:: SHORT EXERCISE ::
Gather each line of the records where "with" appears.

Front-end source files
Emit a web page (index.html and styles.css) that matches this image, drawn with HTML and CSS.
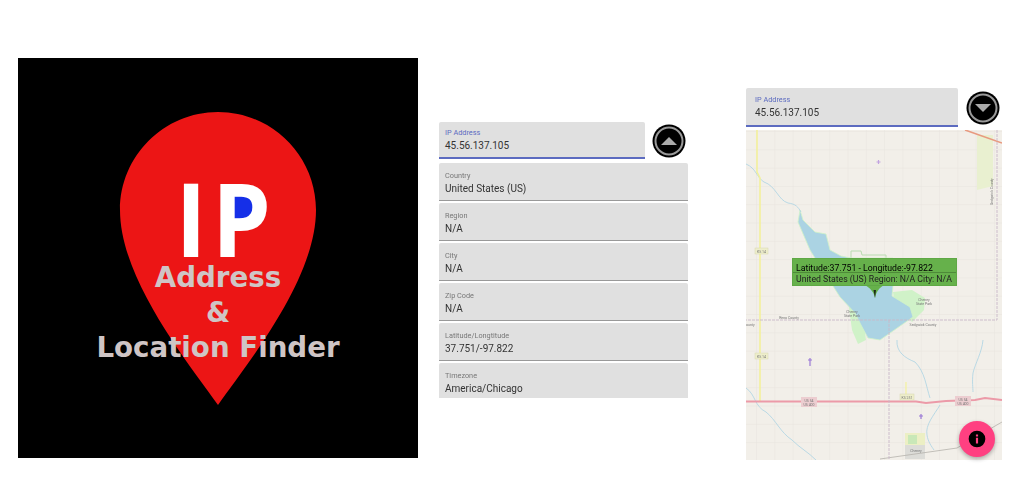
FILE: index.html
```html
<!DOCTYPE html>
<html lang="en">
<head>
  <meta charset="UTF-8">
  <title>IP Address &amp; Location Finder</title>
  <link rel="stylesheet" href="styles.css">
</head>
<body>
<div class="page">

  <!-- store logo -->
  <div class="logo">
    <svg class="pin" viewBox="0 0 400 400" width="400" height="400">
      <path fill="#ec1515" d="M200 347C172 307 102 222 102 152C102 98 146 54 200 54C254 54 298 98 298 152C298 222 228 307 200 347Z"/>
      <path fill="#152fe8" d="M216 138H228C234 138 237 146 237 151C237 157 234 163 228 163H216Z"/>
    </svg>
    <div class="logo-ip">IP</div>
    <div class="logo-line first">Address</div>
    <div class="logo-line">&amp;</div>
    <div class="logo-line">Location Finder</div>
  </div>

  <!-- details screen -->
  <div class="screen details">
    <div class="top">
      <div class="field ip-field">
        <span class="label">IP Address</span>
        <span class="value">45.56.137.105</span>
      </div>
      <div class="toggle">
        <svg viewBox="0 0 34 34" width="34" height="34">
          <circle cx="17" cy="17" r="16.5" fill="#000"/>
          <circle cx="17" cy="17" r="13.5" fill="#000" stroke="#9a9a9a" stroke-width="2"/>
          <path fill="#aaa" d="M9 21L17 13L25 21Z"/>
        </svg>
      </div>
    </div>
    <div class="rows">
      <div class="field row"><span class="label">Country</span><span class="value">United States (US)</span></div>
      <div class="field row"><span class="label">Region</span><span class="value">N/A</span></div>
      <div class="field row"><span class="label">City</span><span class="value">N/A</span></div>
      <div class="field row"><span class="label">Zip Code</span><span class="value">N/A</span></div>
      <div class="field row"><span class="label">Latitude/Longtitude</span><span class="value">37.751/-97.822</span></div>
      <div class="field row"><span class="label">Timezone</span><span class="value">America/Chicago</span></div>
    </div>
  </div>

  <!-- map screen -->
  <div class="screen mapview">
    <div class="top">
      <div class="field ip-field">
        <span class="label">IP Address</span>
        <span class="value">45.56.137.105</span>
      </div>
      <div class="toggle">
        <svg viewBox="0 0 34 34" width="34" height="34">
          <circle cx="17" cy="17" r="16.5" fill="#000"/>
          <circle cx="17" cy="17" r="13.5" fill="#000" stroke="#9a9a9a" stroke-width="2"/>
          <path fill="#aaa" d="M9 13L25 13L17 21Z"/>
        </svg>
      </div>
    </div>
    <div class="map">
      <svg viewBox="746 130 256 330" width="256" height="330">
        <defs>
          <pattern id="grid" x="757" y="132" width="18.3" height="18.3" patternUnits="userSpaceOnUse">
            <path d="M18.3 0V18.3H0" fill="none" stroke="#e7e4de" stroke-width="1"/>
          </pattern>
        </defs>
        <rect x="746" y="130" width="256" height="330" fill="#f2efe9"/>
        <rect x="746" y="130" width="256" height="330" fill="url(#grid)"/>

        <!-- parks -->
        <path fill="#e9f0d0" d="M977 135H993V186L977 190Z"/>
        <path fill="#d0f2c8" d="M893 292L912 290L925 298L924 310L912 322L905 314L895 305Z"/>
        <path fill="#d0f2c8" d="M848 300L862 312L866 340L858 344L852 330Z"/>
        <path fill="none" stroke="#b9dcb0" d="M851 258V251H861L862 255H886V258"/>
        <path fill="#ecefc4" d="M905 433H925V459H905Z"/>
        <path fill="#c9e8b8" d="M908 435H917V444H908Z"/>
        <path fill="#dcdcd8" d="M905 445H925V459H905Z"/>

        <!-- water -->
        <path fill="#abd3e3" stroke="#d0f2c8" stroke-width="0.800" d="M800 210L803 220L815 232L826 234L830 250L841 256L851 258H893V286L892 296L910 307L913 317L880 340L868 338L861 325L855 313L840 297L833 286L815 258L810 250L798 222Z"/>
        <path fill="none" stroke="#abd3e3" stroke-width="0.800" d="M746 164C756 168 757 178 764 182C776 186 778 200 788 203C796 204 798 207 801 212M746 388C756 395 754 406 766 412C776 420 780 432 792 440C800 448 808 452 816 460M897 340C896 352 905 358 915 362C925 372 926 386 930 398M940 405C934 415 925 425 927 435C928 442 932 447 934 450M983 340C982 352 975 364 973 373C972 382 973 388 973 392"/>

        <!-- roads -->
        <path fill="none" stroke="#f3f19c" stroke-width="1.600" d="M757 130V172L760 178V402"/>
        <path fill="none" stroke="#f3f19c" stroke-width="1.200" d="M906 382V400"/>
        <path fill="none" stroke="#ec9aa8" stroke-width="2" d="M746 401.500H916L926 403L946 401L975 400L985 398L1002 400"/>
        <path fill="none" stroke="#e89a80" stroke-width="1.600" d="M965 130L1002 143"/>
        <path fill="none" stroke="#b5b3ac" stroke-width="0.800" d="M880 459L957 448L1002 422"/>
        <path fill="none" stroke="#c8b8c8" stroke-width="0.900" stroke-dasharray="3 1" d="M997 130V320H746M889 320V460"/>

        <!-- towns and small points -->
        <path fill="none" stroke="#c2a3e0" stroke-width="1.200" d="M878.500 160V164M876.500 162H880.500"/>
        <path fill="none" stroke="#9a78d6" stroke-width="1.200" d="M810 358V366M808 360H812"/>
        <path fill="none" stroke="#9a78d6" stroke-width="1.200" d="M921 414V419M919 416H923"/>

        <!-- shields -->
        <rect x="755" y="248" width="13" height="6" fill="#eeeecb" stroke="#d8d8b0" stroke-width="0.500"/>
        <text class="maptxt" x="761.500" y="252.500" text-anchor="middle">KS 14</text>
        <rect x="755" y="353" width="13" height="6" fill="#eeeecb" stroke="#d8d8b0" stroke-width="0.500"/>
        <text class="maptxt" x="761.500" y="357.500" text-anchor="middle">KS 14</text>
        <rect x="900" y="394" width="14" height="6" fill="#eeeecb" stroke="#d8d8b0" stroke-width="0.500"/>
        <text class="maptxt" x="907" y="398.500" text-anchor="middle">KS 251</text>
        <rect x="801" y="397" width="16" height="10" fill="#eccdd0"/>
        <text class="maptxt" x="809" y="401.500" text-anchor="middle">US 54</text>
        <text class="maptxt" x="809" y="405.500" text-anchor="middle">US 400</text>
        <rect x="955" y="396" width="16" height="10" fill="#eccdd0"/>
        <text class="maptxt" x="963" y="400.500" text-anchor="middle">US 54</text>
        <text class="maptxt" x="963" y="404.500" text-anchor="middle">US 400</text>
        <text class="maptxt" x="789" y="318.500" text-anchor="middle">Reno County</text>
        <text class="maptxt" x="746" y="325.500">ounty</text>
        <text class="maptxt" x="923" y="325.500" text-anchor="middle">Sedgwick County</text>
        <text class="maptxt" x="852" y="313" text-anchor="middle">Cheney</text>
        <text class="maptxt" x="852" y="317" text-anchor="middle">State Park</text>
        <text class="maptxt" x="924" y="301" text-anchor="middle">Cheney</text>
        <text class="maptxt" x="924" y="305" text-anchor="middle">State Park</text>
        <text class="maptxt" x="916" y="452" text-anchor="middle">Cheney</text>
        <text class="maptxt" x="993" y="205" transform="rotate(-90 993 205)">Sedgwick County</text>

        <!-- popup tail -->
        <path fill="#66b14b" d="M865 285H884C879 288 876 292 875 298C874 292 870 288 865 285Z"/>
        <path fill="#1c2a18" d="M873.500 290H876L875 298Z"/>
      </svg>

      <div class="popup">
        <div class="popup-title">Latitude:37.751 - Longitude:-97.822</div>
        <div class="popup-text">United States (US) Region: N/A City: N/A</div>
      </div>

      <div class="fab">
        <svg viewBox="0 0 24 24" width="20" height="20">
          <path fill="#000" d="M12 2a10 10 0 1 0 0 20a10 10 0 0 0 0-20ZM13.300 17.500h-2.600v-7h2.600ZM13.300 9h-2.600V6.500h2.600Z"/>
        </svg>
      </div>
    </div>
  </div>

</div>
</body>
</html>
```

FILE: styles.css
```css
* { box-sizing: border-box; margin: 0; padding: 0 }
body { background: #fff; font-family: Roboto, sans-serif; overflow: hidden }

.page {
  display: flex;
  align-items: flex-start;
  width: 1024px;
  height: 500px;
  padding-left: 18px;
}

/* logo */
.logo {
  position: relative;
  display: flex;
  flex-direction: column;
  align-items: center;
  width: 400px;
  height: 400px;
  margin-top: 58px;
  padding-top: 122px;
  background: #000;
  font-family: "DejaVu Sans", sans-serif;
  font-weight: bold;
}
.pin { position: absolute; left: 0; top: 0 }
.logo-ip {
  position: relative;
  margin-left: 16px;
  color: #fff;
  font-family: "Open Sans", sans-serif;
  font-size: 102px;
  line-height: 76px;
  letter-spacing: 6px;
  transform: scaleX(.92);
}
.logo-line {
  position: relative;
  color: #cfc5c5;
  font-size: 27.700px;
  line-height: 35px;
  white-space: nowrap;
}
.logo-line.first { margin-top: 4px }

/* shared form parts */
.screen { filter: blur(.4px) }
.top { display: flex; align-items: center }
.field {
  display: flex;
  flex-direction: column;
  padding: 8px 6px 0;
  background: #e0e0e0;
  border-radius: 2px 2px 0 0;
}
.label { font-size: 7.300px; line-height: 10px; color: #777 }
.value { margin-top: 1px; font-size: 10px; line-height: 14px; color: #333 }
.ip-field { padding-top: 6px; border-bottom: 2px solid #5c6bc0 }
.ip-field .label { color: #5c6bc0 }
.toggle { display: flex }

/* details screen */
.details { width: 249px; margin: 122px 0 0 21px }
.details .ip-field { width: 206px; height: 37px }
.details .toggle { margin-left: 7px }
.rows {
  display: flex;
  flex-direction: column;
  gap: 2px;
  height: 235px;
  margin-top: 4px;
  overflow: hidden;
}
.row { flex: 0 0 38px; border-bottom: 1px solid #999 }

/* map screen */
.mapview { width: 256px; margin: 88px 0 0 58px }
.mapview .ip-field { width: 212px; height: 39px; padding: 7px 9px 0 }
.mapview .toggle { margin-left: 8px }
.map { position: relative; height: 330px; margin-top: 3px }
.map svg { display: block }
.maptxt { font-family: Roboto, sans-serif; font-size: 3.500px; fill: #777 }

.popup {
  position: absolute;
  left: 46px;
  top: 128px;
  width: 165px;
  height: 28px;
  background: #66b14b;
  border: 1px solid #5fa845;
  font-size: 8.700px;
  white-space: nowrap;
}
.popup-title {
  height: 14px;
  padding: 4px 0 0 3px;
  line-height: 10px;
  color: #000;
  border-bottom: 1px solid #4e8a39;
}
.popup-text { padding-left: 3px; line-height: 12px; color: #222 }

.fab {
  position: absolute;
  right: 7px;
  bottom: 3px;
  display: flex;
  align-items: center;
  justify-content: center;
  width: 36px;
  height: 36px;
  background: #ff4081;
  border-radius: 50%;
  box-shadow: 0 2px 4px rgba(0, 0, 0, .3);
}
```
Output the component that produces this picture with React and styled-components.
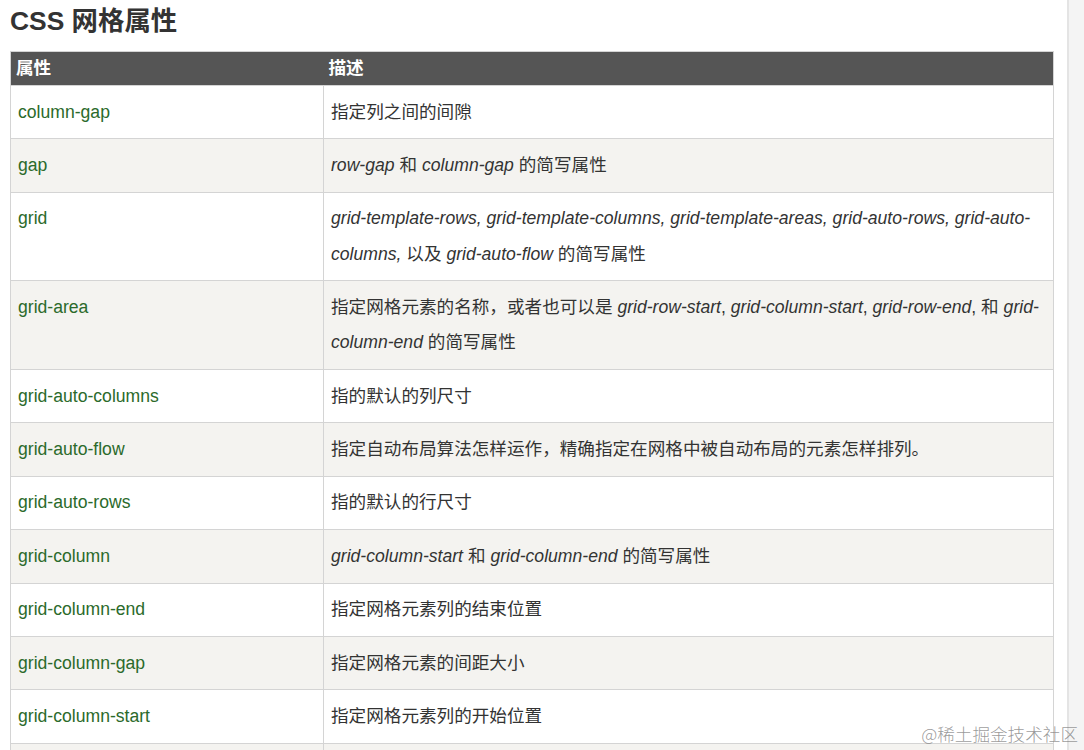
import React from "react";
import styled, { createGlobalStyle } from "styled-components";

const GlobalStyle = createGlobalStyle`
  html, body {
    margin: 0;
    padding: 0;
    height: 750px;
    overflow: hidden;
    background: #fff;
  }
  body {
    font-family: "Liberation Sans", Arial, "Noto Sans CJK SC", sans-serif;
    color: #333;
  }
`;

const Page = styled.div`
  position: relative;
  display: flex;
  width: 1084px;
  height: 750px;
  overflow: hidden;
`;

const Main = styled.div`
  width: 1067px;
  padding: 4px 13px 0 10px;
  box-sizing: border-box;
`;

const SideStrip = styled.div`
  flex: 1;
  border-left: 2px solid #e4e4e4;
  background: #f4f4f4;
`;

const Title = styled.h2`
  margin: 0 0 13px;
  font-size: 26.4px;
  line-height: 34px;
  font-weight: bold;
  color: #333;
  font-family: "Liberation Sans", Arial, "Noto Sans CJK SC", sans-serif;
`;

const Table = styled.table`
  width: 1044px;
  border-collapse: collapse;
  table-layout: fixed;
  font-size: 17.6px;
  border: 1px solid #d4d4d4;
`;

const Th = styled.th`
  background: #555555;
  color: #fff;
  font-weight: bold;
  text-align: left;
  padding: 4px 5px;
  line-height: 25px;
  font-family: "Liberation Sans", Arial, "Noto Sans CJK SC", sans-serif;
`;

const Tr = styled.tr`
  background: ${(props) => (props.$shaded ? "#f4f3f0" : "#ffffff")};
`;

const Td = styled.td`
  border: 1px solid #d4d4d4;
  padding: 8.6px 7px;
  line-height: 35.2px;
  vertical-align: top;
  color: #333;
  font-family: "Liberation Sans", Arial, "Noto Sans CJK SC", sans-serif;
`;

const PropName = styled.span`
  color: #2b6a2b;
`;

const Em = styled.em`
  font-style: italic;
`;

const Watermark = styled.div`
  position: absolute;
  right: 6px;
  bottom: 4px;
  font-size: 17.6px;
  color: rgba(120, 120, 120, 0.75);
  font-family: "Noto Sans CJK SC", sans-serif;
  font-weight: 300;
`;

const rows = [
  { name: "column-gap", desc: <>指定列之间的间隙</> },
  { name: "gap", desc: <><Em>row-gap</Em> 和 <Em>column-gap</Em> 的简写属性</> },
  {
    name: "grid",
    desc: (
      <>
        <Em>grid-template-rows, grid-template-columns, grid-template-areas, grid-auto-rows, grid-auto-columns,</Em> 以及{" "}
        <Em>grid-auto-flow</Em> 的简写属性
      </>
    ),
  },
  {
    name: "grid-area",
    desc: (
      <>
        指定网格元素的名称，或者也可以是 <Em>grid-row-start</Em>, <Em>grid-column-start</Em>, <Em>grid-row-end</Em>, 和{" "}
        <Em>grid-column-end</Em> 的简写属性
      </>
    ),
  },
  { name: "grid-auto-columns", desc: <>指的默认的列尺寸</> },
  { name: "grid-auto-flow", desc: <>指定自动布局算法怎样运作，精确指定在网格中被自动布局的元素怎样排列。</> },
  { name: "grid-auto-rows", desc: <>指的默认的行尺寸</> },
  { name: "grid-column", desc: <><Em>grid-column-start</Em> 和 <Em>grid-column-end</Em> 的简写属性</> },
  { name: "grid-column-end", desc: <>指定网格元素列的结束位置</> },
  { name: "grid-column-gap", desc: <>指定网格元素的间距大小</> },
  { name: "grid-column-start", desc: <>指定网格元素列的开始位置</> },
  { name: "grid-gap", desc: <><Em>grid-row-gap</Em> 和 <Em>grid-column-gap</Em> 的简写属性</> },
];

const App = () => {
  return (
    <Page>
      <GlobalStyle />
      <Main>
        <Title>CSS 网格属性</Title>
        <Table>
          <colgroup>
            <col style={{ width: "313px" }} />
            <col />
          </colgroup>
          <thead>
            <tr>
              <Th>属性</Th>
              <Th>描述</Th>
            </tr>
          </thead>
          <tbody>
            {rows.map((row, i) => (
              <Tr key={row.name} $shaded={i % 2 === 1}>
                <Td>
                  <PropName>{row.name}</PropName>
                </Td>
                <Td>{row.desc}</Td>
              </Tr>
            ))}
          </tbody>
        </Table>
      </Main>
      <SideStrip />
      <Watermark>@稀土掘金技术社区</Watermark>
    </Page>
  );
};

export default App;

:: TASK RESULT ::
Emit a web page (index.html and styles.css) that matches this image, drawn with HTML and CSS.
Output the component that produces this picture with React and styled-components.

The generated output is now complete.